** START **
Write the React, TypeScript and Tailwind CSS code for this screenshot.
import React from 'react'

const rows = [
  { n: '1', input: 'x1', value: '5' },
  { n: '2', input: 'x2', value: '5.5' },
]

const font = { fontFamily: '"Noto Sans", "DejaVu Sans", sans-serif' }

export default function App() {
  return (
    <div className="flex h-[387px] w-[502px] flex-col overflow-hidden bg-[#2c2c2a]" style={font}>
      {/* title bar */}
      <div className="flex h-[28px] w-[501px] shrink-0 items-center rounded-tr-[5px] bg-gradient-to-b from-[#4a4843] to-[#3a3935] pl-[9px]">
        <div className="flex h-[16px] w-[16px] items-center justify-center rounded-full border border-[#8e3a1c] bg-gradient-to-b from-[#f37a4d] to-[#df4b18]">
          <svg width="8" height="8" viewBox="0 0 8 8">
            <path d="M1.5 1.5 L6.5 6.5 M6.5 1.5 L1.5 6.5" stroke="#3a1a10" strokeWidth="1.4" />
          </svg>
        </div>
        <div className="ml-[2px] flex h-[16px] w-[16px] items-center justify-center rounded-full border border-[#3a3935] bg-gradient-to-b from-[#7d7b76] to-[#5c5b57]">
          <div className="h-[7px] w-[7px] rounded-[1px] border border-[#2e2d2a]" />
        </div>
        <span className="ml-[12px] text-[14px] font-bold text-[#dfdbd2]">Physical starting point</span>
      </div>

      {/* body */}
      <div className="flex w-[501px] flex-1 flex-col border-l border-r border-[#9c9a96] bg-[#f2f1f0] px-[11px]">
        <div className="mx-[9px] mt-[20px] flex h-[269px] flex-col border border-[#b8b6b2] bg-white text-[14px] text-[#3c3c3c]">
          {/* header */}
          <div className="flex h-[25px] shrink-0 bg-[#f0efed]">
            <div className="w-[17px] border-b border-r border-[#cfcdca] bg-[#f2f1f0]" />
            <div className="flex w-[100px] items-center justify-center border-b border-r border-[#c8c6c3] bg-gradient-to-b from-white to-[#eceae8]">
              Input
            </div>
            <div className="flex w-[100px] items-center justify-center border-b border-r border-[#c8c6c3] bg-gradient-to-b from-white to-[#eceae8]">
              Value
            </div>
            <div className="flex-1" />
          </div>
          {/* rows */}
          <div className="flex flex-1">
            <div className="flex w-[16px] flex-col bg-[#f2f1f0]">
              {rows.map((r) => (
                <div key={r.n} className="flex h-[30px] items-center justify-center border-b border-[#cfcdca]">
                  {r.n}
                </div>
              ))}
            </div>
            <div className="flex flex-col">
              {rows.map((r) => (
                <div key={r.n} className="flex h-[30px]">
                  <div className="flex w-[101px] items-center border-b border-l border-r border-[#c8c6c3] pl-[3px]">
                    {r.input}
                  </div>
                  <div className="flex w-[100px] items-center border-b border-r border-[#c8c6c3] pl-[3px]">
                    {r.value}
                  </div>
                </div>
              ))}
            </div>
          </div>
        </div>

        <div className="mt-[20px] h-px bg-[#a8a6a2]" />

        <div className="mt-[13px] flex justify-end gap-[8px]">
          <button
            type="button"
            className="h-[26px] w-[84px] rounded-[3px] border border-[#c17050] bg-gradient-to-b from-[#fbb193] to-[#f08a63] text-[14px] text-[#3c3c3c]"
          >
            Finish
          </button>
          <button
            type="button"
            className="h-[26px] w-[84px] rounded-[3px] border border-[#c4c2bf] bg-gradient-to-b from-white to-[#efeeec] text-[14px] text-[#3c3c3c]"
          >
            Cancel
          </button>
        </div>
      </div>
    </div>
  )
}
** END **
** START **
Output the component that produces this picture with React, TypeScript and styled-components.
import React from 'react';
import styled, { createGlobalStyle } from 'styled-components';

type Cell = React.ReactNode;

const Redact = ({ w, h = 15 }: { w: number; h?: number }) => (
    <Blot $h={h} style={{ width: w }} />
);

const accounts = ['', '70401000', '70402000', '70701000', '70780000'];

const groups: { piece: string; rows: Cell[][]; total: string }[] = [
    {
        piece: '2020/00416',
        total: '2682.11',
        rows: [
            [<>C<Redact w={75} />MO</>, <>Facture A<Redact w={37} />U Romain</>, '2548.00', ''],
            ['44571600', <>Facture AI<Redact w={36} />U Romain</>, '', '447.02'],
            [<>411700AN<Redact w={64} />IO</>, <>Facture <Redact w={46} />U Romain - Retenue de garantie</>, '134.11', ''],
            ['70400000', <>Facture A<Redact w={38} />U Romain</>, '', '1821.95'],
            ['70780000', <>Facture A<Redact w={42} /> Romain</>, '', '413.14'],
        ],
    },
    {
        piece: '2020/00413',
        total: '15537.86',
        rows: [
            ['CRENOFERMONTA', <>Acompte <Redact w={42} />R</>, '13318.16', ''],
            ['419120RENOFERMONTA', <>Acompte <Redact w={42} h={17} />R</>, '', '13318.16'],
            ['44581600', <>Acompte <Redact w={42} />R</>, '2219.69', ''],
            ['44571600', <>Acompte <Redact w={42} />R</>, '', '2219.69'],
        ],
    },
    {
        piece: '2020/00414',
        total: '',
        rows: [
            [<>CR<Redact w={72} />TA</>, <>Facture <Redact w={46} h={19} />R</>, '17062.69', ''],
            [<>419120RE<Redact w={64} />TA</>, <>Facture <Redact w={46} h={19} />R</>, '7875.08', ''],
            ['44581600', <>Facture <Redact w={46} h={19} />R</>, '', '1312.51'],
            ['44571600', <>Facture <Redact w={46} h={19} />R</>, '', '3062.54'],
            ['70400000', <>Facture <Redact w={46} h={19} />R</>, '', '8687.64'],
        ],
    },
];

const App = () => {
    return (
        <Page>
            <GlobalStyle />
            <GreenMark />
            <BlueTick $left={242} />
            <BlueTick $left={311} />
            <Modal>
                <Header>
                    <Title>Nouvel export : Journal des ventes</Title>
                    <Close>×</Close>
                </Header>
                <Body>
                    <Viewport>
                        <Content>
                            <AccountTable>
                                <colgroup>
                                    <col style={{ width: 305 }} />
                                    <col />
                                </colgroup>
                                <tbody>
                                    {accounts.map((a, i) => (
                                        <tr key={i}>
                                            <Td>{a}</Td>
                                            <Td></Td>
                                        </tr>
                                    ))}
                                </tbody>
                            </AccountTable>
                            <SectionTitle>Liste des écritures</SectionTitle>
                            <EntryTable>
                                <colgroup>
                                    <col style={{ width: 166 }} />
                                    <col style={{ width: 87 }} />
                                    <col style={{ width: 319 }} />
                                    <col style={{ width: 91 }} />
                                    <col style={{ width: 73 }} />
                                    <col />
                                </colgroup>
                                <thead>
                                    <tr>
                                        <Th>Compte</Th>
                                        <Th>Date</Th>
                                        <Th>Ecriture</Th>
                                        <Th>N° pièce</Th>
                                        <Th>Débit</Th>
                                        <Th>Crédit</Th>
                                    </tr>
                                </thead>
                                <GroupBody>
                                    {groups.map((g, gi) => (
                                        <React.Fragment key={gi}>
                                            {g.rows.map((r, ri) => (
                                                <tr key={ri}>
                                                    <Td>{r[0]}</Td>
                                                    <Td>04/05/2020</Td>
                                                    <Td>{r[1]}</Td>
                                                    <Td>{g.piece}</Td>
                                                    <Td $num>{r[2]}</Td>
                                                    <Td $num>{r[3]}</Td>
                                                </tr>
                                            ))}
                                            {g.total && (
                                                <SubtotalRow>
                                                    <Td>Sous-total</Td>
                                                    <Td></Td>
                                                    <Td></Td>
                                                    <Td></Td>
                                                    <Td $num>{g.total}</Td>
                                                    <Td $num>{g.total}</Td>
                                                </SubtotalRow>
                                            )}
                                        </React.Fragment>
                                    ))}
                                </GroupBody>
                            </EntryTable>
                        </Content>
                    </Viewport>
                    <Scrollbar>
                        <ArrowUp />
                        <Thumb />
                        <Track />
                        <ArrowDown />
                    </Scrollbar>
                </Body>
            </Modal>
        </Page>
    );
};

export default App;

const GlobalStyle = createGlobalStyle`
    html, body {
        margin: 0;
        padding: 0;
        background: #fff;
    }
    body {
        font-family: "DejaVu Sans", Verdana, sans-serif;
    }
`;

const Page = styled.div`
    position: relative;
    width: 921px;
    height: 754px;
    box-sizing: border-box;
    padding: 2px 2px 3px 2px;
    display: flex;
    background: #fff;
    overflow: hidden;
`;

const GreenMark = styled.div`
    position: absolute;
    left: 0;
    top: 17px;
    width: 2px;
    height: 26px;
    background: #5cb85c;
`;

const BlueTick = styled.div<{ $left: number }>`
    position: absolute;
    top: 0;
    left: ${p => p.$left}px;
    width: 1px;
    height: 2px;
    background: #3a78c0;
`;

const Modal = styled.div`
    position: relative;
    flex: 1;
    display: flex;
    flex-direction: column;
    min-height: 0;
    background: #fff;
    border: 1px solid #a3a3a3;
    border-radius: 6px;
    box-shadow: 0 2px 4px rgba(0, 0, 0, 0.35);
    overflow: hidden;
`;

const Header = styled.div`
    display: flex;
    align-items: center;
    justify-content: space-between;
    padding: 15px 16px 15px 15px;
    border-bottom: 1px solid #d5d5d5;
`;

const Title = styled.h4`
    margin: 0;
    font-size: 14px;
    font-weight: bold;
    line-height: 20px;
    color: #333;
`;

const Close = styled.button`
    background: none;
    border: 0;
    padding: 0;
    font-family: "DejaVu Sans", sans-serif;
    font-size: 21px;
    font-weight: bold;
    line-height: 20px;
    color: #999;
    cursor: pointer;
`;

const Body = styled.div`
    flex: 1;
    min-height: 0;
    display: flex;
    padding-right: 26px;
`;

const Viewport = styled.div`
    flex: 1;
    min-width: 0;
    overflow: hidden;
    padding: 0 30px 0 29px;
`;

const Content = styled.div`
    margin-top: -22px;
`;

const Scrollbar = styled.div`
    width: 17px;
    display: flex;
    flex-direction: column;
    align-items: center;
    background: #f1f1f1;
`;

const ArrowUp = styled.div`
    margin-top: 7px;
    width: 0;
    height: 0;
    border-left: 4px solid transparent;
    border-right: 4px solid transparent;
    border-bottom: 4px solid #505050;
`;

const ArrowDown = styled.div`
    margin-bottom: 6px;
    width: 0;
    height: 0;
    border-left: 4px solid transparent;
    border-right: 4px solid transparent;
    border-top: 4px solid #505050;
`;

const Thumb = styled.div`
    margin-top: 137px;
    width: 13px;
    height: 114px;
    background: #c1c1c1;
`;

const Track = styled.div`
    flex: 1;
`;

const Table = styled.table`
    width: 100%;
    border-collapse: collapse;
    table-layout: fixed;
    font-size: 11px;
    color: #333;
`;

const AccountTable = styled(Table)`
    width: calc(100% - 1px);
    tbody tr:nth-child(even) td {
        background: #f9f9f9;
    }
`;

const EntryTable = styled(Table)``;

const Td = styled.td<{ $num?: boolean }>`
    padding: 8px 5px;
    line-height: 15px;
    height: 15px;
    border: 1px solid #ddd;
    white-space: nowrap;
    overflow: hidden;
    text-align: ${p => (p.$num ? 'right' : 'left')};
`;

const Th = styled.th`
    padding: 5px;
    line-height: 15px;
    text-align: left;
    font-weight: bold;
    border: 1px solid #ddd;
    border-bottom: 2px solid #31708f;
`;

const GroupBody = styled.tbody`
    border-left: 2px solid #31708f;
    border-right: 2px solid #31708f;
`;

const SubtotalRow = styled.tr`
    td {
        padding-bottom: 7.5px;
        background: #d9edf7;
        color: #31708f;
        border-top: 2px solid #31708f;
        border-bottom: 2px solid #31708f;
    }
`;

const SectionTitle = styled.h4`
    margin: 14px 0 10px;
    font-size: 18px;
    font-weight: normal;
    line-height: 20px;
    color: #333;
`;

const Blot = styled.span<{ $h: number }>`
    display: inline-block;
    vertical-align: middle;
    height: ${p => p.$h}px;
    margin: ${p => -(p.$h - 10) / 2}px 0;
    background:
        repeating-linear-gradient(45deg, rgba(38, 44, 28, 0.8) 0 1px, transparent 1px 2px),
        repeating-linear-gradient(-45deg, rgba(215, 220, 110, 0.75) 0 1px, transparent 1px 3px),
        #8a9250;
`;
** END **
** START **
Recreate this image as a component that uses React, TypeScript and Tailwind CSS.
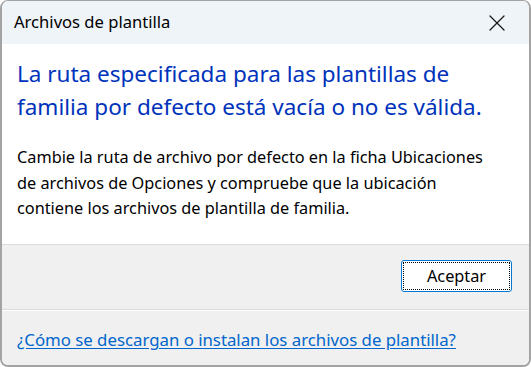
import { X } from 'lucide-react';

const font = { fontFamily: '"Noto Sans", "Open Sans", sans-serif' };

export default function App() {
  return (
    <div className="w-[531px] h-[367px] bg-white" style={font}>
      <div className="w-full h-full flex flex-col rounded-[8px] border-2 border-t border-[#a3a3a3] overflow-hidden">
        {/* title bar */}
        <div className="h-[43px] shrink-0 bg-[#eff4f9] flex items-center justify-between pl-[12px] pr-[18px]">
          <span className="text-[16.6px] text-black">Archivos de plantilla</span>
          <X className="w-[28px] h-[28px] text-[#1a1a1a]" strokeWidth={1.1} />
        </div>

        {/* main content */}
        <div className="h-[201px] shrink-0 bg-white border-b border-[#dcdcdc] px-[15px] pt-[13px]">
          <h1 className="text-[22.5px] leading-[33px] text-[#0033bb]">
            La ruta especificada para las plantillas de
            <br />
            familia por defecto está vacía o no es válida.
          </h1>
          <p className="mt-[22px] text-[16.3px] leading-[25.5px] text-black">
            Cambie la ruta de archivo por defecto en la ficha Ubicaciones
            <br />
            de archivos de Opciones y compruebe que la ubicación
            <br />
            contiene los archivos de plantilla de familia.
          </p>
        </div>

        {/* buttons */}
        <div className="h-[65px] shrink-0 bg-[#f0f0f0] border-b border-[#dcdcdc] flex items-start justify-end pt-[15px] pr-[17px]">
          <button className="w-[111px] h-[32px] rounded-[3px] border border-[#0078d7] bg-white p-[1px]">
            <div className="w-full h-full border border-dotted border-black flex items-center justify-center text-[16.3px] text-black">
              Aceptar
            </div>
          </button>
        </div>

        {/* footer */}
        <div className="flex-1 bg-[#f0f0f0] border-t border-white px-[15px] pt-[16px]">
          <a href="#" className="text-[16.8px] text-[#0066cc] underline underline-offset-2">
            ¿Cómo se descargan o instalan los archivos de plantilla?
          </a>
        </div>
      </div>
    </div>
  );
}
** END **
_Description of the task_: Lines of the material that contain the word "Tailwind" are to be gathered.

_Reply_:
Write the React, TypeScript and Tailwind CSS code for this screenshot.
Recreate this image as a component that uses React, TypeScript and Tailwind CSS.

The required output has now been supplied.